**WHAT IS ASKED**
Omit pictures and quote the listing below line by line, from its start through the line that holds "import React from 'react';".

### COLLECTED MATERIAL

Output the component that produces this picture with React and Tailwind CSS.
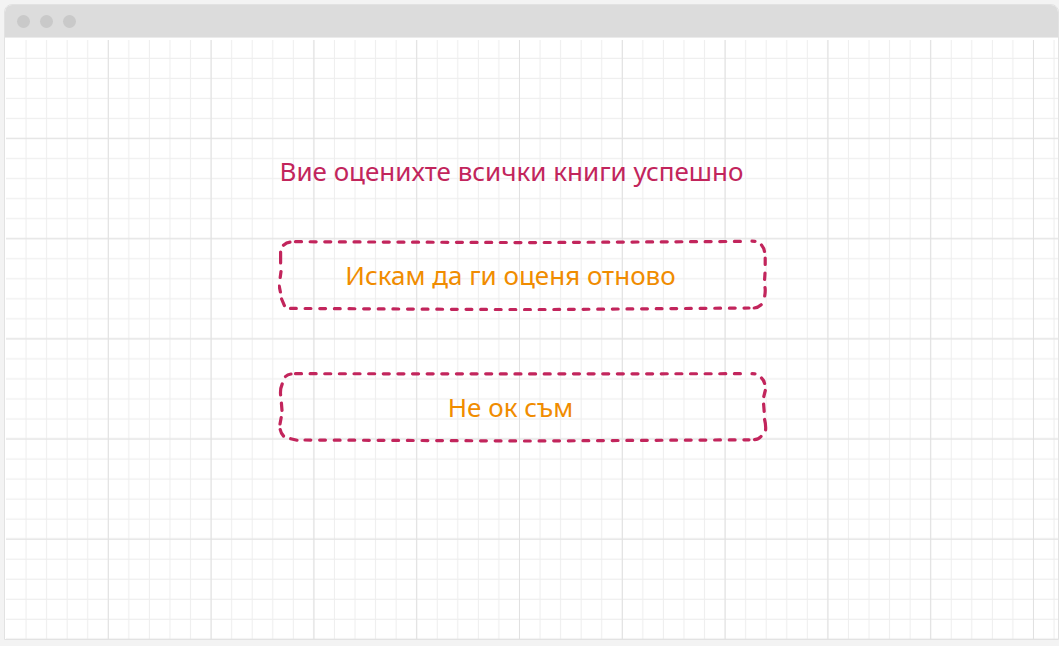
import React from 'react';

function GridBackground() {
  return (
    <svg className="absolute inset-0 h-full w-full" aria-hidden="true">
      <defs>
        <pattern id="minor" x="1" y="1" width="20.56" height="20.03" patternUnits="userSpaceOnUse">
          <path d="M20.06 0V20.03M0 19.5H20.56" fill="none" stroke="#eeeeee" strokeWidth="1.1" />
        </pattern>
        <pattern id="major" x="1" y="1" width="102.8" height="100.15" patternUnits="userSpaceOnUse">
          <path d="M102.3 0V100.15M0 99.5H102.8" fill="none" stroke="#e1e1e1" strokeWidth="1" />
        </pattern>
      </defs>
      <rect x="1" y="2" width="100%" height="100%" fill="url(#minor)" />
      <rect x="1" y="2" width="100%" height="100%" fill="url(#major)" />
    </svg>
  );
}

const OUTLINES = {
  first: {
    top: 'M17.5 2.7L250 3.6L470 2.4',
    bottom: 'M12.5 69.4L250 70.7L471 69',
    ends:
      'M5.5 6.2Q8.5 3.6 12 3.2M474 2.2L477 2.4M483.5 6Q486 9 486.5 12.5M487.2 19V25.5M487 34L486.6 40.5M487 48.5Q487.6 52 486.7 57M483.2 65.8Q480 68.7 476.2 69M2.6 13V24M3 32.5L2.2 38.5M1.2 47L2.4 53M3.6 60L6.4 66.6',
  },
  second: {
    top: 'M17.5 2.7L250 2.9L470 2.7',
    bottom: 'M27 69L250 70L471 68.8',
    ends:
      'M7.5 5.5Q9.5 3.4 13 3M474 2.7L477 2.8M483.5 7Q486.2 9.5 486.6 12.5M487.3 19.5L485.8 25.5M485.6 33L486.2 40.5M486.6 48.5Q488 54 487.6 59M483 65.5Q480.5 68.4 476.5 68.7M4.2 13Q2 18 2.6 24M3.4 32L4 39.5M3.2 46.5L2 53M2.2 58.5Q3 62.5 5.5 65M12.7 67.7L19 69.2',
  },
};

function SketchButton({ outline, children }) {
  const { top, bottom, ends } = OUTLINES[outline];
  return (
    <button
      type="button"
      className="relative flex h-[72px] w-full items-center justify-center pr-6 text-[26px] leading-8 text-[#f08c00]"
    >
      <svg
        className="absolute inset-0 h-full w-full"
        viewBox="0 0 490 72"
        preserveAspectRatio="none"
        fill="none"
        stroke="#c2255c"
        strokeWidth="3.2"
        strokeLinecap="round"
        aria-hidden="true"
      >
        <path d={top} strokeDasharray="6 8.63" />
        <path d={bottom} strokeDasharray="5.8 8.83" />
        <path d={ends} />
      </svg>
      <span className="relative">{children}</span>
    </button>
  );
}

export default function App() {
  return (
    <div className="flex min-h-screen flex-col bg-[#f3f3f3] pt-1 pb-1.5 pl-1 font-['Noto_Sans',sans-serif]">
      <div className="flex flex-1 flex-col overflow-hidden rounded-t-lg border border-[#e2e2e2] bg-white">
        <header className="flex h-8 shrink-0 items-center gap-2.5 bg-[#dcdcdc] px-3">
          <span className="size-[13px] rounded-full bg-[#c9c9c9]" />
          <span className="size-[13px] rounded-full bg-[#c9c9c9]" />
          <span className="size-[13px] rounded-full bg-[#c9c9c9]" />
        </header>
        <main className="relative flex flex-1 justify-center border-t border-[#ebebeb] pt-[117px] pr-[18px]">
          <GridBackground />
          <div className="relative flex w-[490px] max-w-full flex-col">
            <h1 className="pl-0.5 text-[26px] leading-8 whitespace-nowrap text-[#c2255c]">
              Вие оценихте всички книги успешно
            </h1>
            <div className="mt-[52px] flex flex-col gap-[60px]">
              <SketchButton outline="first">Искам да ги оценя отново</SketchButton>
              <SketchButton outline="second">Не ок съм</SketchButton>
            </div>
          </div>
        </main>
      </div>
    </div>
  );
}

######

**SOLUTION TO THE PROBLEM**
Output the component that produces this picture with React and Tailwind CSS.
import React from 'react';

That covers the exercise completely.